From these few weeks, I learned so much and met so many people, and it is all thanks to The Japan Foundation. I am forever thankful and honored that they chose me to participate in this program. This trip has let me discover more about Japan and myself. Especially the both together. I have my heart dead-set on participating in the JET Program after college. To participate in another program to be a part of making the bridges between our two countries.

To Monty and Taylor,

Taylor, getting the chance to meet your friends and family really makes me feel like I got to meet you too.Your story has truly touched me, I love hearing about you. I hope I can one day meet and have a friend as great as you in the future.

Monty, I feel as though we are close even though we have never met. We’ve graduated at the same place, grew up in the same town, and I’ll be attending the same college and having the same teachers as you did. You even have more t-shirts with my elementary school on it than I do, and I went there. From talking with your siblings, I really wish we could have crossed paths sooner in Anchorage.
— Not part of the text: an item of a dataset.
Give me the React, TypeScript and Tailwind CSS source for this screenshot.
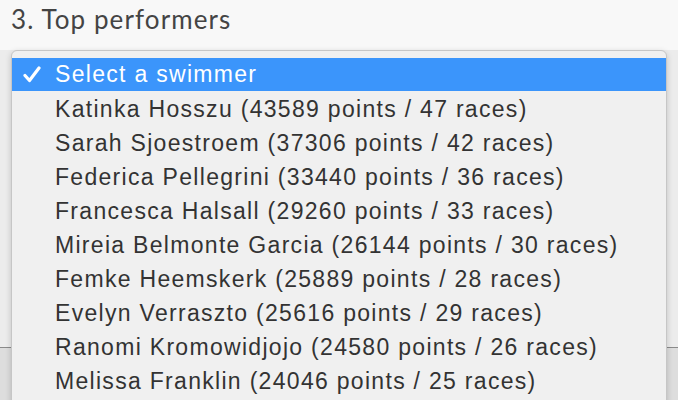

Although we can no longer meet in my lifetime, you two have most definitely touched my life. The people you two have touched will forever continue to grow, and I hope to help spread your stories and kindness.  I look up to you two as amazing role models that I long to be like, as I grow up and take my chance in becoming a JET too.

 

Nippon Through My Eyes Photo Submission

Endo Family

This is a photo that is located where Mr. Endo’s house was located before the tsunami. It symbolizes his family that he lost and what was left of his house. I chose this photo because this is where the reality of what had happened to the Japanese people in 2011 really hit me. I remember many of us were teary eyed and hugging.